Posted On: May 20, 2008 by Christopher T. Hurley

Apologies can be more effective than an army of defense lawyers

University of Illinois Hospital has adopted the approach of the University of Michigan in dealing with medical errors. Rather than run from the truth doctors involved in medical malpractice are being honest with the victim and apologizing. The result has been fewer lawsuits and less cost for malpractice litigation.


At the University of Michigan Health System, one of the first to experiment with full disclosure, existing claims and lawsuits dropped to 83 in August 2007 from 262 in August 2001, said Richard C. Boothman, the medical center's chief risk officer.

''Improving patient safety and patient communication is more likely to cure the malpractice crisis than defensiveness and denial,'' Boothman said.

Boothman emphasized that he could not know whether the decline was due to disclosure or safer medicine, or both. But the hospital's legal defense costs and the money it must set aside to pay claims have each been cut by two-thirds, he said. The time taken to dispose of cases has been halved.

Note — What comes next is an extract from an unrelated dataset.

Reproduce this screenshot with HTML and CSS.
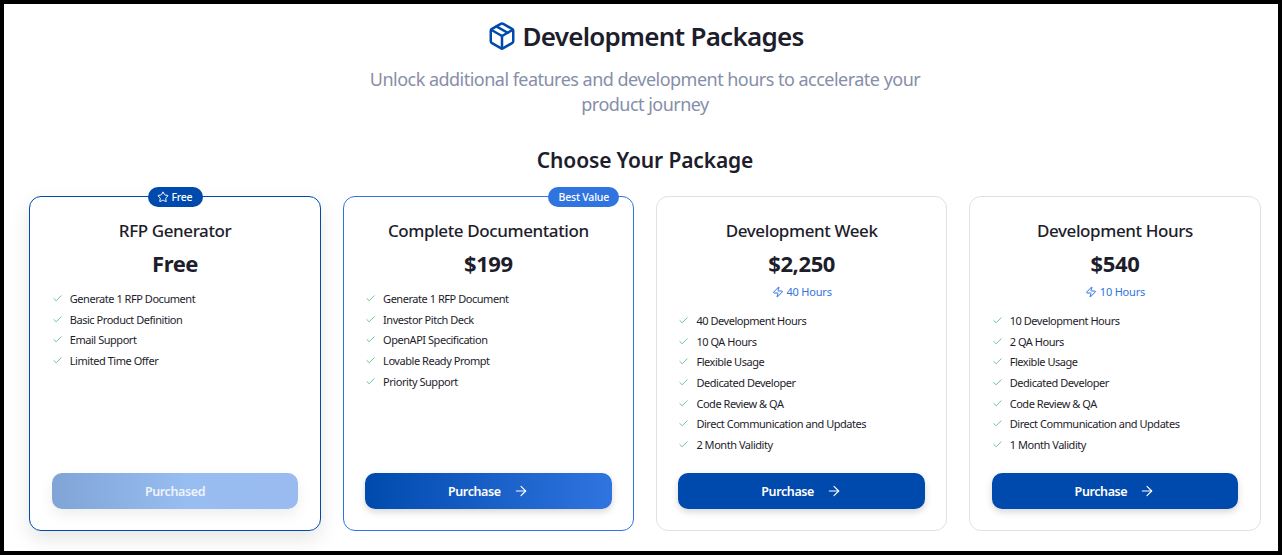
FILE: index.html
```html
<!DOCTYPE html>
<html lang="en">
<head>
    <meta charset="UTF-8">
    <title>Development Packages</title>
    <link rel="stylesheet" href="styles.css">
</head>
<body>
    <svg class="sprite" width="0" height="0">
        <symbol id="check" viewBox="0 0 24 24"><path d="M20 6 9 17l-5-5"/></symbol>
        <symbol id="arrow" viewBox="0 0 24 24"><path d="M5 12h14"/><path d="m12 5 7 7-7 7"/></symbol>
        <symbol id="zap" viewBox="0 0 24 24"><path d="M4 14a1 1 0 0 1-.78-1.63l9.9-10.2a.5.5 0 0 1 .86.46l-1.92 6.02A1 1 0 0 0 13 10h7a1 1 0 0 1 .78 1.63l-9.9 10.2a.5.5 0 0 1-.86-.46l1.92-6.02A1 1 0 0 0 11 14z"/></symbol>
    </svg>
    <div class="page">
        <header class="page-head">
            <h1 class="page-title">
                <svg class="box-icon" viewBox="0 0 24 24"><path d="M21 8a2 2 0 0 0-1-1.73l-7-4a2 2 0 0 0-2 0l-7 4A2 2 0 0 0 3 8v8a2 2 0 0 0 1 1.73l7 4a2 2 0 0 0 2 0l7-4A2 2 0 0 0 21 16Z"/><path d="m3.3 7 8.7 5 8.7-5"/><path d="M12 22V12"/><path d="m7.5 4.27 9 5.15"/></svg>
                Development Packages
            </h1>
            <p class="page-sub">Unlock additional features and development hours to accelerate your product journey</p>
        </header>
        <h2 class="section-title">Choose Your Package</h2>
        <div class="plans">
            <div class="plan plan-free">
                <span class="badge badge-free">
                    <svg class="badge-icon" viewBox="0 0 24 24"><path d="M11.5 2.3a.5.5 0 0 1 1 0l2.3 4.7a2 2 0 0 0 1.6 1.1l5.2.8a.5.5 0 0 1 .3.9l-3.8 3.7a2 2 0 0 0-.6 1.9l.9 5.2a.5.5 0 0 1-.8.6l-4.6-2.5a2 2 0 0 0-2 0l-4.6 2.5a.5.5 0 0 1-.8-.6l.9-5.2a2 2 0 0 0-.6-1.9L2.1 9.8a.5.5 0 0 1 .3-.9l5.2-.8a2 2 0 0 0 1.6-1.1z"/></svg>
                    Free
                </span>
                <h3 class="plan-name">RFP Generator</h3>
                <div class="plan-price">Free</div>
                <ul class="features">
                    <li><svg class="check"><use href="#check"/></svg>Generate 1 RFP Document</li>
                    <li><svg class="check"><use href="#check"/></svg>Basic Product Definition</li>
                    <li><svg class="check"><use href="#check"/></svg>Email Support</li>
                    <li><svg class="check"><use href="#check"/></svg>Limited Time Offer</li>
                </ul>
                <button class="buy buy-done">Purchased</button>
            </div>
            <div class="plan plan-best">
                <span class="badge badge-best">Best Value</span>
                <h3 class="plan-name">Complete Documentation</h3>
                <div class="plan-price">$199</div>
                <ul class="features">
                    <li><svg class="check"><use href="#check"/></svg>Generate 1 RFP Document</li>
                    <li><svg class="check"><use href="#check"/></svg>Investor Pitch Deck</li>
                    <li><svg class="check"><use href="#check"/></svg>OpenAPI Specification</li>
                    <li><svg class="check"><use href="#check"/></svg>Lovable Ready Prompt</li>
                    <li><svg class="check"><use href="#check"/></svg>Priority Support</li>
                </ul>
                <button class="buy buy-gradient">Purchase<svg class="arrow"><use href="#arrow"/></svg></button>
            </div>
            <div class="plan">
                <h3 class="plan-name">Development Week</h3>
                <div class="plan-price">$2,250</div>
                <div class="plan-hours"><svg class="zap"><use href="#zap"/></svg>40 Hours</div>
                <ul class="features">
                    <li><svg class="check"><use href="#check"/></svg>40 Development Hours</li>
                    <li><svg class="check"><use href="#check"/></svg>10 QA Hours</li>
                    <li><svg class="check"><use href="#check"/></svg>Flexible Usage</li>
                    <li><svg class="check"><use href="#check"/></svg>Dedicated Developer</li>
                    <li><svg class="check"><use href="#check"/></svg>Code Review &amp; QA</li>
                    <li><svg class="check"><use href="#check"/></svg>Direct Communication and Updates</li>
                    <li><svg class="check"><use href="#check"/></svg>2 Month Validity</li>
                </ul>
                <button class="buy">Purchase<svg class="arrow"><use href="#arrow"/></svg></button>
            </div>
            <div class="plan">
                <h3 class="plan-name">Development Hours</h3>
                <div class="plan-price">$540</div>
                <div class="plan-hours"><svg class="zap"><use href="#zap"/></svg>10 Hours</div>
                <ul class="features">
                    <li><svg class="check"><use href="#check"/></svg>10 Development Hours</li>
                    <li><svg class="check"><use href="#check"/></svg>2 QA Hours</li>
                    <li><svg class="check"><use href="#check"/></svg>Flexible Usage</li>
                    <li><svg class="check"><use href="#check"/></svg>Dedicated Developer</li>
                    <li><svg class="check"><use href="#check"/></svg>Code Review &amp; QA</li>
                    <li><svg class="check"><use href="#check"/></svg>Direct Communication and Updates</li>
                    <li><svg class="check"><use href="#check"/></svg>1 Month Validity</li>
                </ul>
                <button class="buy">Purchase<svg class="arrow"><use href="#arrow"/></svg></button>
            </div>
        </div>
    </div>
</body>
</html>
```

FILE: styles.css
```css
* {
    box-sizing: border-box;
}
body {
    margin: 0;
    background: #fff;
    font-family: "Noto Sans", "Open Sans", sans-serif;
    color: #1d1d2b;
    overflow: hidden;
}
.sprite {
    position: absolute;
}
.page {
    height: 555px;
    border: solid #000;
    border-width: 4px;
    padding: 13px 17.4px 0 25.4px;
    overflow: hidden;
}
.page-head {
    text-align: center;
}
.page-title {
    margin: 0;
    font-size: 26px;
    line-height: 38px;
    font-weight: 600;
    letter-spacing: -0.75px;
    display: flex;
    justify-content: center;
    align-items: center;
    gap: 6px;
}
.box-icon {
    width: 30px;
    height: 30px;
    fill: none;
    stroke: #004aad;
    stroke-width: 2;
    stroke-linecap: round;
    stroke-linejoin: round;
}
.page-sub {
    margin: 12px auto 0;
    width: 576px;
    font-size: 18px;
    line-height: 25px;
    letter-spacing: -0.52px;
    color: #868ea8;
}
.section-title {
    margin: 28px 0 0;
    text-align: center;
    font-size: 21px;
    line-height: 30px;
    font-weight: 600;
    letter-spacing: -0.15px;
}
.plans {
    display: grid;
    grid-template-columns: repeat(4, 1fr);
    gap: 22px;
    margin-top: 21px;
}
.plan {
    position: relative;
    height: 335px;
    padding: 21px 21.4px;
    background: #fff;
    border: 1px solid #e0e0ea;
    border-radius: 12px;
    display: flex;
    flex-direction: column;
}
.plan-free {
    border-color: #004aad;
    box-shadow: 0 8px 20px rgba(0, 0, 0, 0.1);
}
.plan-best {
    border-color: #3074e0;
}
.badge {
    position: absolute;
    top: -10px;
    height: 20px;
    border-radius: 10px;
    color: #fff;
    font-size: 10.5px;
    font-weight: 500;
    letter-spacing: -0.2px;
    display: flex;
    align-items: center;
    gap: 2px;
}
.badge-free {
    left: 118px;
    padding: 0 11px 0 9px;
    background: #004aad;
}
.badge-best {
    right: 14px;
    padding: 0 10px 0 10.5px;
    background: #3074e0;
}
.badge-icon {
    width: 12px;
    height: 12px;
    fill: none;
    stroke: #fff;
    stroke-width: 2;
    stroke-linejoin: round;
}
.plan-name {
    margin: 0;
    text-align: center;
    font-size: 17px;
    line-height: 26px;
    font-weight: 500;
    letter-spacing: -0.4px;
}
.plan-price {
    margin-top: 4px;
    text-align: center;
    font-size: 22px;
    line-height: 30px;
    font-weight: 700;
    letter-spacing: -0.4px;
}
.plan-hours {
    margin-top: 6px;
    display: flex;
    justify-content: center;
    align-items: center;
    gap: 3px;
    font-size: 11px;
    line-height: 16px;
    letter-spacing: -0.2px;
    color: #3074e0;
}
.zap {
    width: 12px;
    height: 12px;
    fill: none;
    stroke: #3074e0;
    stroke-width: 2;
    stroke-linejoin: round;
}
.features {
    list-style: none;
    margin: 10px 0 0;
    padding: 0;
    flex: 1;
}
.features li {
    display: flex;
    align-items: center;
    gap: 7px;
    height: 20.7px;
    font-size: 11px;
    letter-spacing: -0.46px;
}
.check {
    width: 11px;
    height: 11px;
    flex: none;
    fill: none;
    stroke: #5fbf8a;
    stroke-width: 2;
    stroke-linecap: round;
    stroke-linejoin: round;
}
.buy {
    height: 36px;
    border: none;
    border-radius: 10px;
    background: #004aad;
    color: #fff;
    font-family: inherit;
    font-size: 12.5px;
    font-weight: 600;
    letter-spacing: -0.4px;
    display: flex;
    justify-content: center;
    align-items: center;
    gap: 12px;
    box-shadow: 0 3px 7px rgba(0, 0, 0, 0.16);
}
.buy-gradient {
    background: linear-gradient(90deg, #004aad, #3074e0);
}
.buy-done {
    background: linear-gradient(90deg, #80a4d6, #98bdf0 55%, #9abbf0);
    color: #eef3fd;
    box-shadow: 0 6px 14px rgba(0, 0, 0, 0.07);
}
.arrow {
    width: 16px;
    height: 16px;
    fill: none;
    stroke: #fff;
    stroke-width: 1.7;
    stroke-linecap: round;
    stroke-linejoin: round;
}
```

The number of malpractice filings against the University of Illinois has dropped by half since it started its program just over two years ago, said Dr. Timothy B. McDonald, the hospital's chief safety and risk officer. In the 37 cases where the hospital acknowledged a preventable error and apologized, only one patient has filed suit. Only six settlements have exceeded the hospital's medical and related expenses.